Keith Thompson <Keith.S.Thompson+u@gmail.com> wrote:Do you see something in POSIX that defines the behavior of assigning to>
NF?
In the section "Variables and Special Values"
>
| References to nonexistent fields (that is, fields after $NF), shall
| evaluate to the uninitialized value. Such references shall not create
| new fields.

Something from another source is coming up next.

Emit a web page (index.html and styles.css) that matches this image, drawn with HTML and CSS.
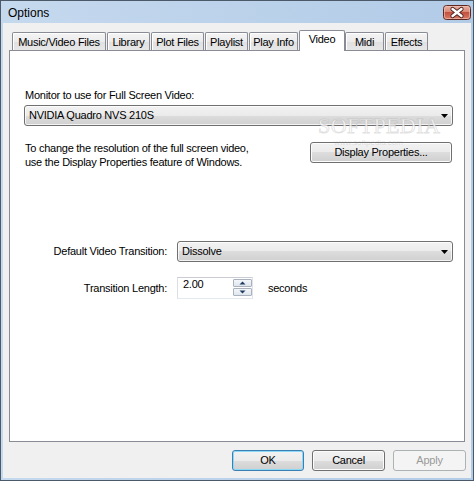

However, assigning to a nonexistent field (for example,
| $(NF+2)=5) shall increase the value of NF; create any intervening fields
| with the uninitialized value; and cause the value of $0 to be
| recomputed, with the fields being separated by the value of OFS. Each
| field variable shall have a string value or an uninitialized value when
| created.
>
It doesn't say what happens when you do NF -= 2; nonetheless, all
traditional awks throw away fields when you do something like that.
I'm not sure which awks would be considered "traditional" vs otherwise but AFAIK POSIX is descriptive, i.e. describes how X behaves rather than dictates the behavior of X, so if the appropriate set of awk variants all behave the same way for any behavior such as this that's currently undefined by POSIX (changing the value of NF, the value of $0 in the end section, and field splitting with a null FS being the 3 most commonly used cases IMO) then maybe the folks who write that spec could/should update it to describe that behavior but I don't know which awks all behave the same way for those cases, nor if that's enough of them for POSIX to make a definition.
Ed.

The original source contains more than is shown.